In machine learning, we are typically less concerned
with recovering true underlying parameters,
and more concerned with parameters that make our model generalize to unforeseen  examples.

Even on difficult optimization problems, the stochastic gradient descent often finds good solutions. Note that for deep networks, many configurations of the parameters are possible and may lead to highly accurate prediction.


## Summary

* Deep networks can be implemented and optimized from scratch, using just tensors and auto differentiation, without any need for defining layers or fancy optimizers.

* This case-study only scratches the surface of what is possible with deep neural networks. In the following sections, we will describe additional models based on the concepts that we have just introduced and implement them more concisely with high-level TensorFlow API/libraries.





## Exercises

1. What would happen if we were to initialize the weights to zero.

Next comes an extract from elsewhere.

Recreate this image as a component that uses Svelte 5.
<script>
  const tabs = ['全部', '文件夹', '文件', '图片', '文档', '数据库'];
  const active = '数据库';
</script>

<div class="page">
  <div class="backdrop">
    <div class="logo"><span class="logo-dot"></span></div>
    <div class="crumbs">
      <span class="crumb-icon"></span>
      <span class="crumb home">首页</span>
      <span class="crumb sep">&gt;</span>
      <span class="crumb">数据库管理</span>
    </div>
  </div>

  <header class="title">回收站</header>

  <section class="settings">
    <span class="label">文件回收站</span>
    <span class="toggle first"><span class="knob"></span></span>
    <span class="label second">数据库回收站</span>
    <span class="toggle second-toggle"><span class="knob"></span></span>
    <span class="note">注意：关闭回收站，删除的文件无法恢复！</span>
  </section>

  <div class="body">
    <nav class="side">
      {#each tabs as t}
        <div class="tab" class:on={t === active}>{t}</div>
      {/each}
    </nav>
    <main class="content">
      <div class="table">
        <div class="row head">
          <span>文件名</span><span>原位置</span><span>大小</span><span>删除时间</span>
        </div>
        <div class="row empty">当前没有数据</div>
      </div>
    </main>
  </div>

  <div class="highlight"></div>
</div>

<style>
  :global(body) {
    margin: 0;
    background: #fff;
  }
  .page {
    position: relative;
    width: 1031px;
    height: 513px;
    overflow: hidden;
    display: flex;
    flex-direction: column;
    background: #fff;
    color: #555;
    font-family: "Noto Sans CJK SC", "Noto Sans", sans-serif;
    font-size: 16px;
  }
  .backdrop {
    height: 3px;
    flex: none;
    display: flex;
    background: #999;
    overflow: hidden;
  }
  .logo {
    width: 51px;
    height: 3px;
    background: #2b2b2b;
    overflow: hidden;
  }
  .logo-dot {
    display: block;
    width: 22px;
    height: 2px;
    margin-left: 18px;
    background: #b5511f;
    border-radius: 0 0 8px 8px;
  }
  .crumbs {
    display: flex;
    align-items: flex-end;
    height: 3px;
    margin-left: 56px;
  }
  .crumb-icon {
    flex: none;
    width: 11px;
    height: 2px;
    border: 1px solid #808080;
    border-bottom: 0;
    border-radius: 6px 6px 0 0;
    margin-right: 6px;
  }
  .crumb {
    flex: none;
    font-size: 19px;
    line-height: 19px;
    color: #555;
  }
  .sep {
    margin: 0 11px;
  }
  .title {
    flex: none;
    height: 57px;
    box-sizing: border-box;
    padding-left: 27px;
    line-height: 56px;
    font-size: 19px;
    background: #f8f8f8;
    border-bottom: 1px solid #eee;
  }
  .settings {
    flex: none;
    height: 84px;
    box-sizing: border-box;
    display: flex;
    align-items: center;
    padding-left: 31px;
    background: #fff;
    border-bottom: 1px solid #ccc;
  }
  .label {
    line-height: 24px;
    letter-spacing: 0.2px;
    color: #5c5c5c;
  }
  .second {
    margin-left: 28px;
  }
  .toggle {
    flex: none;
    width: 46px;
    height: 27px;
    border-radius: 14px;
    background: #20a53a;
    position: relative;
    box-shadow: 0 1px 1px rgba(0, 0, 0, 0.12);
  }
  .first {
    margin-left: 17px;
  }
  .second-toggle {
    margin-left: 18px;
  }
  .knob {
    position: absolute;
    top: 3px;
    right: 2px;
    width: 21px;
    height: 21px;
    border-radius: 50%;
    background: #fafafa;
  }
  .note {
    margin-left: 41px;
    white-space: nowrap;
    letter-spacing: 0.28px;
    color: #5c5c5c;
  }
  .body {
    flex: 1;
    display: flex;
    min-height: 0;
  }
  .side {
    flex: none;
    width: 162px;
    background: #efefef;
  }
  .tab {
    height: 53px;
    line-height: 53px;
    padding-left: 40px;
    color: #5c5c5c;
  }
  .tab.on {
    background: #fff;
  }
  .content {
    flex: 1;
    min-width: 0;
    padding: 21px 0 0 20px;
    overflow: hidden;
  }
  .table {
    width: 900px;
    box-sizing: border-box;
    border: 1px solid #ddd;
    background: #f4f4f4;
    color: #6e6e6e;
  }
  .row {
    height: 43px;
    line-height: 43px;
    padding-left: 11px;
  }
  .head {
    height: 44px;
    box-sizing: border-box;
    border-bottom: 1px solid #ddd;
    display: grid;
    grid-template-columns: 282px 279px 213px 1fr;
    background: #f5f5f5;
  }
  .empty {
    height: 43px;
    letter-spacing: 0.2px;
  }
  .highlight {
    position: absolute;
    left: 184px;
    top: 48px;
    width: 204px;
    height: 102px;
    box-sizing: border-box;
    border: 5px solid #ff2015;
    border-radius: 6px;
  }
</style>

Would the algorithm still work?
1. Assume that you are
   [Georg Simon Ohm](https://en.wikipedia.org/wiki/Georg_Ohm) trying to come up
   with a model between voltage and current. Can you use auto differentiation to learn the parameters of your model?
1. Can you use [Planck's Law](https://en.wikipedia.org/wiki/Planck%27s_law) to determine the temperature of an object using spectral energy density?
1. What are the problems you might encounter if you wanted to  compute the second derivatives? How would you fix them?
1.  Why is the `reshape` function needed in the `squared_loss` function?
1. Experiment using different learning rates to find out how fast the loss function value drops.
1. If the number of examples cannot be divided by the batch size, what happens to the `data_iter` function's behavior?

In this notebook, we implement the entire linear regression from scratch. The implementation covers the data preprocessing, the model building, the loss function, and the minibatch stochastic gradient descent optimizer.

We only use tensors and auto differentiation to implement the regression from scratch 
to make sure that you understand how it works.

We will provide an alternative and more concise implementation using the TensorFlow Keras library.